My internal debate rages on... I have some C++ courses in the pipeline so I will definitely learn more than the basic understanding/grasp I have now...
Still though. Currently I associate C++ proponents with old-school attitudes on the need for absolute control and a fear of newer levels of abstraction that are allowing increasing complex and large projects. Garbage collection, the .NET framework etc, are all grouped together into a category of tools that only "weak" programmers need. I recoil pretty hard from this line of thinking and associate it with a dangerous cowboy like attitude towards engineering.
There is a lure there, to join the elite, to be one of those cowboys who don't need frameworks or garbage collection and who's code can scream past yours with sheer force of will by the programmer.

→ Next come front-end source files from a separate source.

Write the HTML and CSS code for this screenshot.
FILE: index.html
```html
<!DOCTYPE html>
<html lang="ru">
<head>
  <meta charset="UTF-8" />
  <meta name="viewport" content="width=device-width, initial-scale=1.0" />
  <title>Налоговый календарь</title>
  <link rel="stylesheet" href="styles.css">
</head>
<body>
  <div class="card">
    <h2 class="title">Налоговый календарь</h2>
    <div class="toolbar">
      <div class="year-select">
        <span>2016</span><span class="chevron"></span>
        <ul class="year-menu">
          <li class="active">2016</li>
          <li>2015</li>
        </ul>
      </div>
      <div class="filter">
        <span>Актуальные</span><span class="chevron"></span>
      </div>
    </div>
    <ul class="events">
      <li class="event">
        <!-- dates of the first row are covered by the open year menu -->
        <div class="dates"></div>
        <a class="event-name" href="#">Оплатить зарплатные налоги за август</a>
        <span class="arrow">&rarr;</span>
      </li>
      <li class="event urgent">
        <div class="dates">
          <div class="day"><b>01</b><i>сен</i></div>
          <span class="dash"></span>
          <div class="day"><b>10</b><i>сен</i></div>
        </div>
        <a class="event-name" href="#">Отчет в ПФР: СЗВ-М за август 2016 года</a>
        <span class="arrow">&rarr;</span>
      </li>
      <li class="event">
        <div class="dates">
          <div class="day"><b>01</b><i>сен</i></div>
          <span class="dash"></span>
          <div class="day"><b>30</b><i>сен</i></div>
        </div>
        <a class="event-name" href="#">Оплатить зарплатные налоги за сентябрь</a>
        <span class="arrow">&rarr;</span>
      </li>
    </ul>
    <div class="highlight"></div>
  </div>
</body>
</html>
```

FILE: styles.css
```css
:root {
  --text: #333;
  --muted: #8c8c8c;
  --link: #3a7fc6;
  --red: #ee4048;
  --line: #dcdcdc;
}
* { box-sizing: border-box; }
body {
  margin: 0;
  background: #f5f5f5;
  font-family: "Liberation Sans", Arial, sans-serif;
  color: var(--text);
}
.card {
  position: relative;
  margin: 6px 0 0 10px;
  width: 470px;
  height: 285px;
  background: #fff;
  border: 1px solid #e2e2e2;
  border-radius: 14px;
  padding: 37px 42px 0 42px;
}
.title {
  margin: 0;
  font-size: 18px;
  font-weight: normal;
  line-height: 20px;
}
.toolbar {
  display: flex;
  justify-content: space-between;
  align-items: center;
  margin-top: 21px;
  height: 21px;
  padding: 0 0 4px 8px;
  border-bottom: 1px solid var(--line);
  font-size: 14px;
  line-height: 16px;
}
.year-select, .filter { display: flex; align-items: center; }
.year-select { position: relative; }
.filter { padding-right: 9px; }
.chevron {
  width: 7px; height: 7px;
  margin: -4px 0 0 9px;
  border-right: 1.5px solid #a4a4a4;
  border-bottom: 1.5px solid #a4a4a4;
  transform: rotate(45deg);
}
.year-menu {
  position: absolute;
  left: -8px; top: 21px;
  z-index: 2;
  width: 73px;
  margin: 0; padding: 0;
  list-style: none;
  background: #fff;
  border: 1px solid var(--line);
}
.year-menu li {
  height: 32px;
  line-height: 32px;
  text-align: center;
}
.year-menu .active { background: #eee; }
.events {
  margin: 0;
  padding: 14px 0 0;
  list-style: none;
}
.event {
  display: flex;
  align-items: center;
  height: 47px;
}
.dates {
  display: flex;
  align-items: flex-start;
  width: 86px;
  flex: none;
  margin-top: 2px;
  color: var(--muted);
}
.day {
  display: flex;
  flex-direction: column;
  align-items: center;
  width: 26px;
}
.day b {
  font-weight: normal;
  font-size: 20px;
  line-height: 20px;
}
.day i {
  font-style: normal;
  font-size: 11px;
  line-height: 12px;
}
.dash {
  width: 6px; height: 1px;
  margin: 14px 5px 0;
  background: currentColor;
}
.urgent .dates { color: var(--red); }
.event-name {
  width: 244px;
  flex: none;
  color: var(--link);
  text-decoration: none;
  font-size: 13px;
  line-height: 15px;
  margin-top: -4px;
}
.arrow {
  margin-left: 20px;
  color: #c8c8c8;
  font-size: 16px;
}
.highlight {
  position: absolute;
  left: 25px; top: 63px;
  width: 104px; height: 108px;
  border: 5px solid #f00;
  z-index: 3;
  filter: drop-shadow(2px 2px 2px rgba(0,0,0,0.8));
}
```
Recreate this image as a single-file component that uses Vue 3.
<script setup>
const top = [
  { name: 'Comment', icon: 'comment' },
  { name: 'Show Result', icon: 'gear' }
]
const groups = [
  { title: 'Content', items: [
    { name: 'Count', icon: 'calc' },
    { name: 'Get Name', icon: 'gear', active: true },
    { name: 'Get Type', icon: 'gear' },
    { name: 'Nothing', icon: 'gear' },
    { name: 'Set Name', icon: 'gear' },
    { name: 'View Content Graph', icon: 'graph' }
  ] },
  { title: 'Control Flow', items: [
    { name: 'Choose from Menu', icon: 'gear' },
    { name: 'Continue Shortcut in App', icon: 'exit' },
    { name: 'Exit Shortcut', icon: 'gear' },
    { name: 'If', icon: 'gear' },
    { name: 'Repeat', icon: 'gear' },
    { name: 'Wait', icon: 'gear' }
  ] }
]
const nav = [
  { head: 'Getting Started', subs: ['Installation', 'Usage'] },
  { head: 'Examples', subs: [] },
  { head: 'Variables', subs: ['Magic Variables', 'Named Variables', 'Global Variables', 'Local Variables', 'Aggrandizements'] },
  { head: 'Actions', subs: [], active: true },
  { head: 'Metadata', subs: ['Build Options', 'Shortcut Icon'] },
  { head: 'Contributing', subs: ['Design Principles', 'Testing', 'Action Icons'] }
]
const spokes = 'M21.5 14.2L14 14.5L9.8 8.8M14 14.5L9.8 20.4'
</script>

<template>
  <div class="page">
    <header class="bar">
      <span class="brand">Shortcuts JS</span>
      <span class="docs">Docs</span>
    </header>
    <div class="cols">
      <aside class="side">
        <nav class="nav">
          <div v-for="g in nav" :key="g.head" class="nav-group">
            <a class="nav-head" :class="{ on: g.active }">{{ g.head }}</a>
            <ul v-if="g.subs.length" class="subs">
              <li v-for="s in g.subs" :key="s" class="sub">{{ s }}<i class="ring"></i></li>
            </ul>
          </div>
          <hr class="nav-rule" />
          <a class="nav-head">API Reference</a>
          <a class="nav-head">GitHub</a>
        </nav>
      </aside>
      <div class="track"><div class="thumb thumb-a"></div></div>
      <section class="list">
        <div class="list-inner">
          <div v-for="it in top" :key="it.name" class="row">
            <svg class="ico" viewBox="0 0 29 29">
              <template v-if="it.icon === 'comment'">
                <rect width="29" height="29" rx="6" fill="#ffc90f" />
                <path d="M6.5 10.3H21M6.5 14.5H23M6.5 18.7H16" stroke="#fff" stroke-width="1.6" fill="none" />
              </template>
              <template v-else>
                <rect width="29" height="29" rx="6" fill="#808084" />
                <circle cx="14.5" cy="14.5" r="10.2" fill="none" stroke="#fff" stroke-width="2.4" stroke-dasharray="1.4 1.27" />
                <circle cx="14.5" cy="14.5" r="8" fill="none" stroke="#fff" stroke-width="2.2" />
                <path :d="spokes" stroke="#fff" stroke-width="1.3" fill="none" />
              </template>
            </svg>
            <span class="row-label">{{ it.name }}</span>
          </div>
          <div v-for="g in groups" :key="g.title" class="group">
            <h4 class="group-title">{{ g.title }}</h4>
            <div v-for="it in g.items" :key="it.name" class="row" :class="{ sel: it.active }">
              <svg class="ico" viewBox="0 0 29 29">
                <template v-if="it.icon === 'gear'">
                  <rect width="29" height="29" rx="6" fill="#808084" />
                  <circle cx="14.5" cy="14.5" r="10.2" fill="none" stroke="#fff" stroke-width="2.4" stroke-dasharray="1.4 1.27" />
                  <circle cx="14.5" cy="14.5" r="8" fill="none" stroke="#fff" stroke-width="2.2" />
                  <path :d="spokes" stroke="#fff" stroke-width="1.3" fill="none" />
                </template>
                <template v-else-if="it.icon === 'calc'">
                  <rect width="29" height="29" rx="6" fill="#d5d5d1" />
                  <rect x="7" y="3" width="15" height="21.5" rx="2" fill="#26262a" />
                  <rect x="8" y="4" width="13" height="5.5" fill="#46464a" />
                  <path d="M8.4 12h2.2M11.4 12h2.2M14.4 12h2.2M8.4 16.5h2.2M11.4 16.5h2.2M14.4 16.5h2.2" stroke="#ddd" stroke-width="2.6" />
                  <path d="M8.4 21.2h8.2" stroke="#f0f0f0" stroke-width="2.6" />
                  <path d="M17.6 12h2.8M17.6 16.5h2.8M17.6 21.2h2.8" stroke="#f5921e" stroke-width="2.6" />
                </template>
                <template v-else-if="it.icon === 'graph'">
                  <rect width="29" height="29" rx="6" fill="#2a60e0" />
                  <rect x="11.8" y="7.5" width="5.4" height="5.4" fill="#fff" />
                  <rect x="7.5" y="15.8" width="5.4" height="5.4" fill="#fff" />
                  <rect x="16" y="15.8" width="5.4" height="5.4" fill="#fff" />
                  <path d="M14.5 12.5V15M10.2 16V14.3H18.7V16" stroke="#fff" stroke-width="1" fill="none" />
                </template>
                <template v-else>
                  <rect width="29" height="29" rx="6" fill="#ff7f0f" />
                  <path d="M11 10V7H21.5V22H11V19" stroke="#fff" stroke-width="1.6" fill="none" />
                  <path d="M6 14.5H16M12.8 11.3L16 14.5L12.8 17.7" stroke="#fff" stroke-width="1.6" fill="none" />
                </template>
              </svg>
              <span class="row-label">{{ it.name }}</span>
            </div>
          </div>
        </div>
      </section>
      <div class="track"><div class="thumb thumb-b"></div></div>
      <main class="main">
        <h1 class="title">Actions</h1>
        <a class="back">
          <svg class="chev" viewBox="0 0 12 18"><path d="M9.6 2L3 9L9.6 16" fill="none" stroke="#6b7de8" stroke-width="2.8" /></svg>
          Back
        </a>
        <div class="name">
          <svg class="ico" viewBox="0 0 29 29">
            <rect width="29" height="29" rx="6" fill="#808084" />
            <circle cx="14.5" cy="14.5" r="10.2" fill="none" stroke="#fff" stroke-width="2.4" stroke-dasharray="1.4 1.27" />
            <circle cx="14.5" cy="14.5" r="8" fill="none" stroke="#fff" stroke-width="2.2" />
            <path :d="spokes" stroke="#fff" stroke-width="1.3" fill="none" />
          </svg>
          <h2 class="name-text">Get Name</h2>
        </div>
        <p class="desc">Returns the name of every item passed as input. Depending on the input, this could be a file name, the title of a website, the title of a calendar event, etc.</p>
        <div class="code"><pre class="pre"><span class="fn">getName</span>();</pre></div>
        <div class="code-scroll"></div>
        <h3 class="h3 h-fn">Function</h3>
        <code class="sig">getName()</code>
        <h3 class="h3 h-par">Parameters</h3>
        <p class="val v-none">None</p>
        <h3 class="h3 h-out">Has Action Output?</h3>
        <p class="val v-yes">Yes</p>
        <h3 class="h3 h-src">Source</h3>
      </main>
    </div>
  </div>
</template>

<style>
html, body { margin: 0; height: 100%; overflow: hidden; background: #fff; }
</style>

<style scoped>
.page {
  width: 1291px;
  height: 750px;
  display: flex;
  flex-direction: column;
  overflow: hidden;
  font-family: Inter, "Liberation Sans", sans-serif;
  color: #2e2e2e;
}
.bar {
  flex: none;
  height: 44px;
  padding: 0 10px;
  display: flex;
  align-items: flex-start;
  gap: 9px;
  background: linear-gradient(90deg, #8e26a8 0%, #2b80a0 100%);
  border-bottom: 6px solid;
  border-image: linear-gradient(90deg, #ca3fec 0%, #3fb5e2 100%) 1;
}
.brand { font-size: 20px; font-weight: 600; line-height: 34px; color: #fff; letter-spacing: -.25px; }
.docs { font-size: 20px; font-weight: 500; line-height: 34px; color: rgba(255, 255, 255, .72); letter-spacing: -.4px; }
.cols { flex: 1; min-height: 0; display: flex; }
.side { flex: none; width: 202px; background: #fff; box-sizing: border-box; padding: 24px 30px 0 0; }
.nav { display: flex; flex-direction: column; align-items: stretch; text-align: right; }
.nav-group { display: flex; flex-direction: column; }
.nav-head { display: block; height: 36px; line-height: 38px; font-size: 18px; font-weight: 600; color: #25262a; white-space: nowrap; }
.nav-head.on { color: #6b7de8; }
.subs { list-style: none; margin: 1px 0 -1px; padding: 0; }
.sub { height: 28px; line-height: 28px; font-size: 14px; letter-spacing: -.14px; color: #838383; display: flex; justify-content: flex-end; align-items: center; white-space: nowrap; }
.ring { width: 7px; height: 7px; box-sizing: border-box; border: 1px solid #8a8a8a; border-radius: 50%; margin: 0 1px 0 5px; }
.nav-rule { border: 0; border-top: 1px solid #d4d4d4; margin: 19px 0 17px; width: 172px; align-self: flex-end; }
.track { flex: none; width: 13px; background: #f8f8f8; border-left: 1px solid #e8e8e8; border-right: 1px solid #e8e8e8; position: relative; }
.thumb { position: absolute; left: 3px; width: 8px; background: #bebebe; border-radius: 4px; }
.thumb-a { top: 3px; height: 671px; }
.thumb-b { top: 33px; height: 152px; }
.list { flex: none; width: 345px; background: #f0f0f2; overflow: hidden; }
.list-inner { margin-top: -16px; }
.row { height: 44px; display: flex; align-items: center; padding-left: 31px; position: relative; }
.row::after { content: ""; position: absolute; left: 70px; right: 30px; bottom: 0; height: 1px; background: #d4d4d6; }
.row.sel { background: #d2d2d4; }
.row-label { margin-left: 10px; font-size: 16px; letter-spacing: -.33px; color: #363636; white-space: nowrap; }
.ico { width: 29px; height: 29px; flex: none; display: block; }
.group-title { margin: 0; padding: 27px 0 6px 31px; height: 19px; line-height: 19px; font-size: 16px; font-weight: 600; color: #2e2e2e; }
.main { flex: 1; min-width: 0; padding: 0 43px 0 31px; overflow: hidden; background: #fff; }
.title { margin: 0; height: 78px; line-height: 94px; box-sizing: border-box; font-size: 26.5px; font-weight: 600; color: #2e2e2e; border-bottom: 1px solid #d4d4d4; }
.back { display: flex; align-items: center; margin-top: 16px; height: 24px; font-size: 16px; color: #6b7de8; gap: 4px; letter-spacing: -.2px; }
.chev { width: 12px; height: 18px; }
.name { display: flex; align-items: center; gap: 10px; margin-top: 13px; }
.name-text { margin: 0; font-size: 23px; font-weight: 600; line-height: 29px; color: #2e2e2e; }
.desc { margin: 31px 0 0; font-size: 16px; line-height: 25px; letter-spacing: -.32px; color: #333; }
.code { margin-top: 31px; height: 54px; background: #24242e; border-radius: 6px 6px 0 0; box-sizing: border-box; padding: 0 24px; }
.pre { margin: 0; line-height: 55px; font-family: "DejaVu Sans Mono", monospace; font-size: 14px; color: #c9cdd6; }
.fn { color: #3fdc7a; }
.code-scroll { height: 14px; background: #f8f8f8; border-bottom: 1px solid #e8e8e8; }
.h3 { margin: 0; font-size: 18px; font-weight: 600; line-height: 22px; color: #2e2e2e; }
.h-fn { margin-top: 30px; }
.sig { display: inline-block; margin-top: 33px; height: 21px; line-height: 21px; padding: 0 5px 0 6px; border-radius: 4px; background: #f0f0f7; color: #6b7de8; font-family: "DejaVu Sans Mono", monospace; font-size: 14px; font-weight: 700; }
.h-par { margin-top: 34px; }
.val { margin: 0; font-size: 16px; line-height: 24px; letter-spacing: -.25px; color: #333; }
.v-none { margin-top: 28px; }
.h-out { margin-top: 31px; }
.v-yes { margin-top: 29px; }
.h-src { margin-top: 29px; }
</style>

So I'm constantly torn between mockery and envy. I will say that I think it's important to learn and think in C++ because the deeper our understanding of the systems we develop for the better off we are. I'd say the same thing about assembly though and would be just inclined to write large systems in C++ as I would in assembly.
My own line of thinking is that these abstraction layers we've invented are more akin to compilers and file systems and OS API's. Why should we all re-invent the wheel (and poorly) when these problems can be solved in a generic way?
Anyway C/C++ are probably not going anywhere and have their niche, but I thought I would post this article to preserve it in my memory bank.